If a public project isn’t working, we shouldn’t be afraid to pull the plug

Published on 21 August 2017

IFS Director Paul Johnson writes in The Times.

The headline in last Tuesday’s edition of this newspaper read “Garden bridge killed off at cost of £50m”. The point was rammed home in the first paragraph, which said that the “scheme had finally been scrapped, at a cost of nearly £50 million to taxpayers”.

The intended meaning is clear from the construction of the sentences — it was the decision to scrap the bridge that had cost £50 million. This is a classic error, and an example of one of the most enduring biases in human thought and decision making. Once you have started down a path, once you have started spending money, then the temptation is to keep going. To stop now is to ensure that all the money and effort expended will prove to have been a waste.
As every first year economics student knows, that is the wrong way of looking at it. “Sunk costs” should be irrelevant in making a decision.

As every normal human being knows, one shouldn’t throw good money after bad. The fact that £50 million has already been spent should matter not a jot for the decision as to whether to proceed. That depends on the future costs and benefits. If even after spending £50 million, the future additional costs cannot justify the benefits then the project should be stopped. The fact that I have just spent £1,000 repairing my car ought not to influence my decision over whether or not to spend the next £1,000. That decision should be taken independently.

That’s the rational response. Only it can be difficult to be rational. To stop spending money on a public project, to give up on the car after you have just spent a lot of money on it, is to admit that you made a mistake — that the last £50 million or £1,000 was wasted. None of us finds it easy to admit that we were wrong. The temptation, often overwhelming, is to plough on.

I have not the slightest idea or view as to whether it would have made sense to carry on with the Garden Bridge. I am nevertheless tempted to cheer the bravery of the decision almost irrespective of whether it was the right one. For it is all too easy to be swept along by the tide and to fear the consequences of having wasted money so obviously.

We see this on a much bigger scale with grand infrastructure projects. It costs huge amounts of money, billions, just to do the preliminary work on projects such as Crossrail and HS2. In principle this is supposed to be about feasibility, proof of concept, testing out how much it will cost and what the benefits will be. In practice once hundreds of millions have been spent you can be pretty sure that the momentum will carry the project to completion.
I experienced this at first hand when working at the Treasury in the mid-2000s. The idea of Crossrail had been around for years. A formal decision wasn’t taken and wasn’t taken again, but more and more money was committed to preparatory work. It was obvious what was going to happen. It was probably the right decision and it looks like it will be delivered in an orderly fashion.

It seems inevitable that the same process will bring us HS2. With the high-speed rail route costing several times more even than Crossrail, I’m less sure that approving it will be the right decision. The opportunity cost in not meeting other transport infrastructure needs will be huge.
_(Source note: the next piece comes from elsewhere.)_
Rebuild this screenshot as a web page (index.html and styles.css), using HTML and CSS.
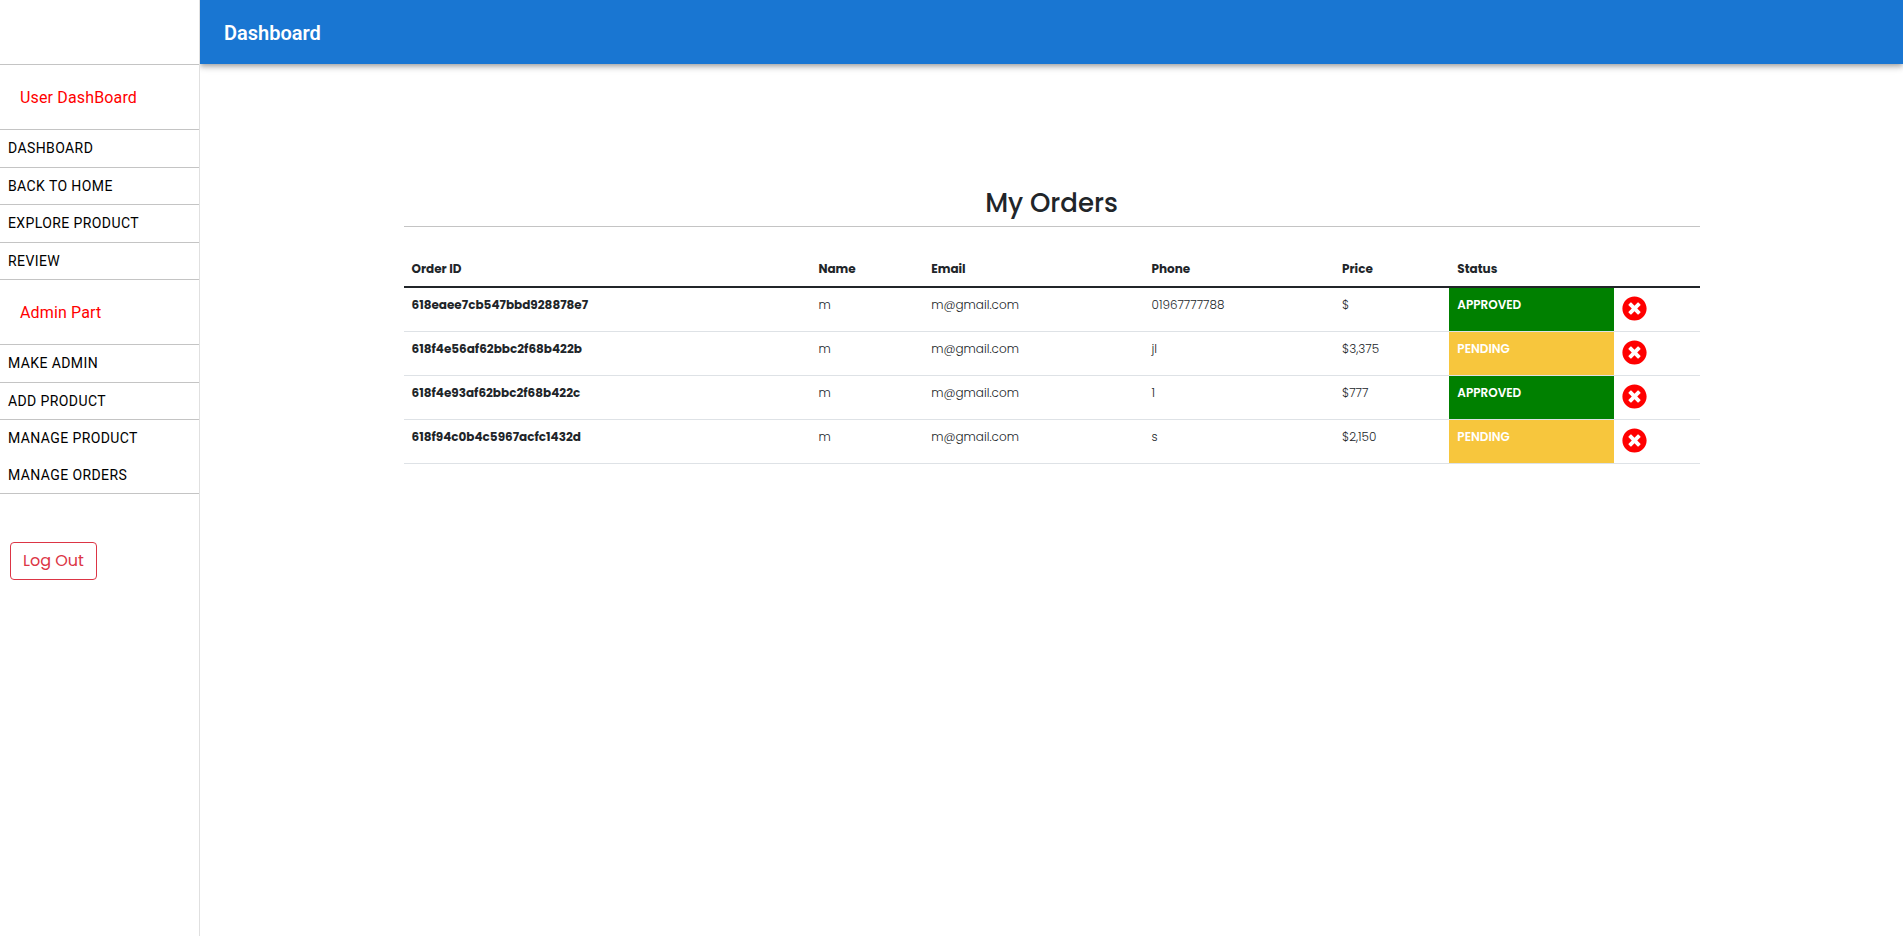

There is, however, one form of public project that is more likely to be scrapped, even after the expenditure of tens, hundreds or even thousands of millions of pounds. If you enjoy a good horror story I can wholeheartedly recommend the appallingly wonderful The Blunders of Our Governments by Anthony King and Ivor Crewe. In chapter eight they describe the financial catastrophe that was the Millennium Dome, a perfect example of a project that could never be abandoned and into which huge amounts of good money followed a king’s ransom in bad money.

But it’s to chapter 13 that you must turn to get your hair really standing on end. This is the chapter about IT projects. Over the 1990s and 2000s project after project was taken forward, had billions spent on it, and was abandoned only at the very last minute when the fact that it couldn’t deliver became inescapable.

The granddaddy of them all was the proposed IT system for the NHS on which about £20 billion — yes billion — was wasted before it was effectively abandoned in 2011. The Garden Bridge doesn’t compare in scale but it is instructive that both projects were abandoned only when a new administration, not implicated in earlier decisions, took over responsibility.

The description of the NHS project by one official appearing in front of the public accounts committee, as being like a juggernaut travelling up the M1, is instructive. Once a big project is under way its momentum can carry it through almost any amount of evidence that it is not working.

The scale of waste is terrifying and often hidden. The serial inability of governments to define, manage and deliver big projects can only be sobering in the context of the attempt to deliver Brexit — the biggest project of them all.
Of course it would be better for all if project selection and management were better in the first place. But the appropriate response to making a mistake can be to stop.

We should question the original decision and the bad money wasted. But decisions which prevent good money following bad are too rare, not too common.